Abstract

The optical waveguide structures, such as, photonic crystal fibers, plasmonic, and hybrid plasmonic waveguides, gain their extensive applications in communication, signal processing, integrated optics, and biophotonics. Advanced numerical methods with high efficiency and accuracy are required to determine propagation modes and to optimize geometrical and material parameters. An efficient mixed finite element method (FEM) with mass-lumping technique and impedance transmission boundary condition (ITBC) is proposed for computing the optical waveguide modes. By incorporating the Gauss' law into the vectorial wave equation, the new weak form is completely free of spurious modes. It utilizes the curl-conforming linear tangential and quadratic normal (LT/QN) edge elements to expand the tangential component of the electric field, and the modified nodal-based scalar basis functions which can get the diagonal mass matrix are used to expand the longitudinal component.
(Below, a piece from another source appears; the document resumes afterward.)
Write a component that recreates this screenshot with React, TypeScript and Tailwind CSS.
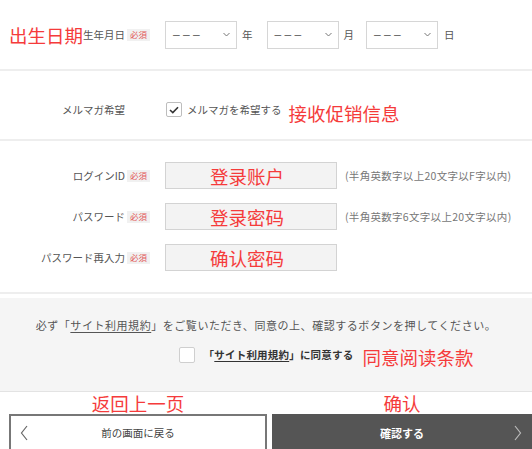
import React from "react";

const red = "font-['Noto_Sans_CJK_SC',sans-serif] text-[#f53b3b] text-[18.5px] leading-[22px] whitespace-nowrap";

function Badge() {
  return (
    <span className="flex h-[12px] w-[23px] items-center justify-center bg-[#f1f1f1] text-[8.5px] leading-none text-[#e25a5a]">
      必須
    </span>
  );
}

function Label({ text, required, note }: { text: string; required?: boolean; note?: string }) {
  return (
    <div className="flex w-[150px] shrink-0 items-center justify-end">
      {note && <span className={red}>{note}</span>}
      <span className="whitespace-nowrap text-[10.5px] text-[#555]">{text}</span>
      <span className="ml-[2px] flex w-[23px] shrink-0">{required && <Badge />}</span>
    </div>
  );
}

function Select() {
  return (
    <div className="flex h-[28px] w-[72px] items-center justify-between border border-[#d6d6d6] bg-white pl-[7px] pr-[6px]">
      <span className="font-['Liberation_Sans',sans-serif] text-[12px] tracking-[0px] text-[#666]">– – –</span>
      <svg width="7" height="5" viewBox="0 0 7 5">
        <path d="M0.5 1 L3.5 4 L6.5 1" fill="none" stroke="#777" strokeWidth="1" />
      </svg>
    </div>
  );
}

function Divider() {
  return <div className="h-[2px] bg-[#eeeeee]" />;
}

function Field({ label, note, hint }: { label: string; note: string; hint?: string }) {
  return (
    <div className="flex h-[41px] items-center">
      <Label text={label} required />
      <div className="ml-[15px] flex h-[27px] w-[172px] items-center justify-center border border-[#d3d3d3] bg-[#f3f3f3] pr-[8px]">
        <span className={red}>{note}</span>
      </div>
      {hint && (
        <span className="ml-[8px] whitespace-nowrap text-[10.5px] tracking-[0.3px] text-[#777]">{hint}</span>
      )}
    </div>
  );
}

export default function App() {
  return (
    <div className="h-[449px] w-[532px] overflow-hidden bg-white font-['Noto_Sans_CJK_JP',sans-serif] text-[#555]">
      <div className="flex h-[69px] items-center">
        <Label text="生年月日" required note="出生日期" />
        <div className="ml-[15px] flex items-center text-[10.5px] text-[#555]">
          <Select />
          <span className="ml-[5px] mr-[14px]">年</span>
          <Select />
          <span className="ml-[5px] mr-[12px]">月</span>
          <Select />
          <span className="ml-[6px]">日</span>
        </div>
      </div>
      <Divider />

      <div className="flex h-[68px] items-center pt-[9px]">
        <Label text="メルマガ希望" />
        <div className="ml-[16px] flex items-center">
          <span className="flex h-[15px] w-[16px] items-center justify-center rounded-[2px] border border-[#bdbdbd] bg-white">
            <svg width="10" height="8" viewBox="0 0 10 8">
              <path d="M1 4 L3.8 6.6 L9 1.2" fill="none" stroke="#333" strokeWidth="1.6" />
            </svg>
          </span>
          <span className="ml-[5px] whitespace-nowrap text-[10.5px] text-[#555]">メルマガを希望する</span>
          <span className={`${red} ml-[7px] mt-[7px]`}>接收促销信息</span>
        </div>
      </div>
      <Divider />

      <div className="pb-[14px] pt-[14px]">
        <Field label="ログインID" note="登录账户" hint="(半角英数字以上20文字以F字以内)" />
        <Field label="パスワード" note="登录密码" hint="(半角英数字6文字以上20文字以内)" />
        <Field label="パスワード再入力" note="确认密码" />
      </div>
      <Divider />

      <div className="mt-[4px] flex h-[94px] flex-col items-center border-b border-[#e3e3e3] bg-[#f5f5f5]">
        <p className="pt-[20px] text-[11px] leading-[14px] tracking-[0.55px] text-[#555]">
          必ず「<span className="underline underline-offset-2">サイト利用規約</span>」をご覧いただき、同意の上、確認するボタンを押してください。
        </p>
        <div className="relative mt-[13px] flex h-[20px] items-center">
          <span className="h-[16px] w-[16px] rounded-[2px] border border-[#cfcfcf] bg-white" />
          <span className="ml-[9px] whitespace-nowrap text-[10.5px] font-bold tracking-[0.2px] text-[#333]">
            「<span className="underline underline-offset-2">サイト利用規約</span>」に同意する
          </span>
          <span className={`${red} absolute left-full top-[1px] ml-[9px]`}>同意阅读条款</span>
        </div>
      </div>

      <div className="flex h-[22px] items-center pl-[9px]">
        <div className="flex w-[258px] justify-center">
          <span className={red}>返回上一页</span>
        </div>
        <div className="ml-[5px] flex flex-1 justify-center">
          <span className={red}>确认</span>
        </div>
      </div>

      <div className="flex gap-[5px] pl-[9px]">
        <button className="flex h-[38px] w-[258px] items-center justify-between border-2 border-[#777] bg-white px-[9px]">
          <svg width="8" height="16" viewBox="0 0 8 16">
            <path d="M7 1 L1.5 8 L7 15" fill="none" stroke="#666" strokeWidth="1.2" />
          </svg>
          <span className="text-[10.5px] text-[#444]">前の画面に戻る</span>
          <span className="w-[8px]" />
        </button>
        <button className="flex h-[38px] flex-1 items-center justify-between bg-[#555] px-[10px]">
          <span className="w-[8px]" />
          <span className="text-[11px] font-bold text-white">確認する</span>
          <svg width="8" height="16" viewBox="0 0 8 16">
            <path d="M1 1 L6.5 8 L1 15" fill="none" stroke="#bbb" strokeWidth="1.2" />
          </svg>
        </button>
      </div>
    </div>
  );
}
Furthermore, to avoid the very fine spatial discretization of thin lossy sheet, ITBC have been employed for the new mixed FEM formulations. Numerical examples can verify that the mixed FEM with mass-lumping and ITBC techniques is free of any spurious eigenmodes and has high efficiency. The new contributions of this work include: (a) the mixed FEM with mass lumping is proposed for the first time to remove all spurious modes, and the diagonal mass matrix and the smaller eigenvalue equation speed up the computation. (b) The ITBC is first implemented in the new FEM formulation. Finally, numerical results on the graphene plasmonic waveguide and hybrid plasmonic waveguide clearly demonstrate that the proposed mixed FEM with mass lumping and ITBC technique is an efficient alternative method to determine the optical waveguide modes.